Tolkien was aware of the yawning gap between past and present. It was what allowed him to create his mythology of England. “And what do you know about ‘true past events’,” Ramer asks of Frankley in The Notion Club Papers. “Have you ever seen one, when once it was past? They are all stories or tales now, aren’t they, if you try to bring them back into the present?” If all history is stories of the past, then mythology or fantasy may just be another way to tell a story of the past. Ramer continues a little later, “People of the future, if they only knew the records and studied them, and let their imagination work on them, till the Notion Club became a sort of secondary world set in the Past,” they were able to read the Club minutes and understand it in the present. But only as a story, as a “secondary world” – putting it on the same plane as The Lord of the Rings. It is possible, Tolkien thus seems to be suggesting, that LotR could have taken place in some form within the history of this world. At the very least, he considered Middle-Earth to be a real place. In a letter to Hugh Brogan, he wrote, “Middle-earth is just archaic English for… the inhabited world of men. It lay then as it does [now]… round and inescapable.”

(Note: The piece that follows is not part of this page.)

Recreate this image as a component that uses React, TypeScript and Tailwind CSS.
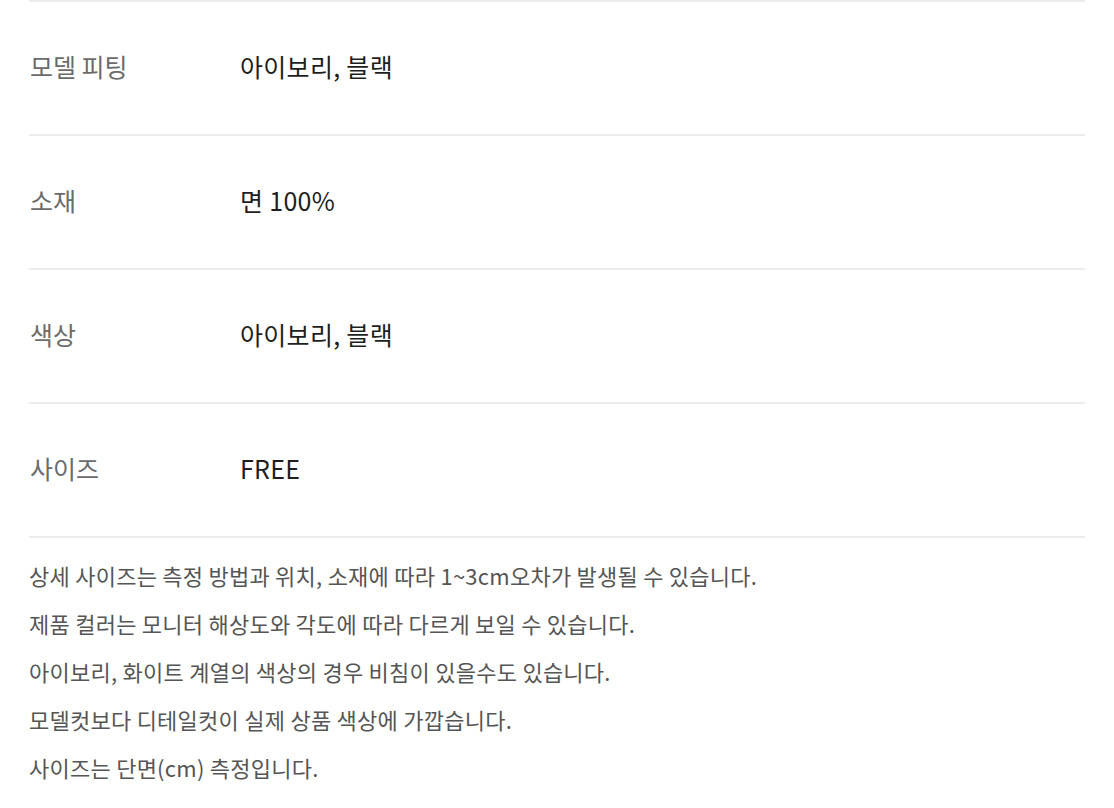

But, of course, the specifics of the history within LotR do not match any recorded history; it is fantasy, closer to Arthurian legend than to Hamlet or Macbeth. In a response to a review of LotR, Tolkien explains his thinking a little further: “The theatre of my tale is this earth, the one in which we now live, but the historical period is imaginary.” Though Middle-Earth may be a form of Europe, it has a more nebulous relationship with the history of Europe. This contrasts with the setting of “Farmer Giles of Ham”, which is not only explicitly in southern England, but also in a distinct time. It is not a specific time – the narrator states that the story place after King Coel but before Arthur and the Seven Kingdoms of the English, yet the title character has a blunderbuss (and there are giants and dragons) – but it can be fit within a specific period of history. The stories of Middle-Earth cannot be fit into history in the same way. One might say that “Farmer Giles” is a false history form of fantasy, while LotR is a mythology form of fantasy; the latter is in a separate level of [something missing here?]
It cannot be dated in the same way that “Farmer Giles” can; Tolkien only states that, “The new situation, established at the end of the Third Age, leads on eventually inevitably to ordinary History,” placing the events more properly in a prehistory or legendary history. But such as it is with all mythology or legend: how long did Zeus reign on Mount Olympus? Or, to take an example a little bit closer to the topic, how long ago did knights and dragons fight in “Farmer Giles”? Within LotR, Tolkien created a detailed timeline that explains the specific relationship of events, but it only exists within that secondary reality, not within our primary reality like the ‘legends’ of dragons in “Farmer Giles” might. The latter’s direct link to our history makes it different in kind from LotR.
To return to the point, Tolkien’s stories exploit the gap between the past we can perceive and the past as it really happened. There would be no room for mythology without it. Tolkien is thus able to create a ‘reality’ that exists within the ‘history’ of Europe; an imagined time in a real place. But this is not to say that Tolkien’s Middle-Earth is set in Europe. Continuing from his quote about an imaginary period in history, Tolkien says, “The essentials of that abiding place are all there (at any rate for inhabitants of N.W. Europe), so naturally it feels familiar.” [My emphasis] This feeling of familiarity was obviously an important part of Tolkien’s work, but it is just that, a feeling. The Shire is not meant as a stand-in for England; it only evokes it or acts as its analogue. To set a story in a real place is to set it in a specific real time, much as “Farmer Giles” takes place in England during the Medieval Period. But LotR is meant to be mythological, a separate secondary reality with respect to our primary reality.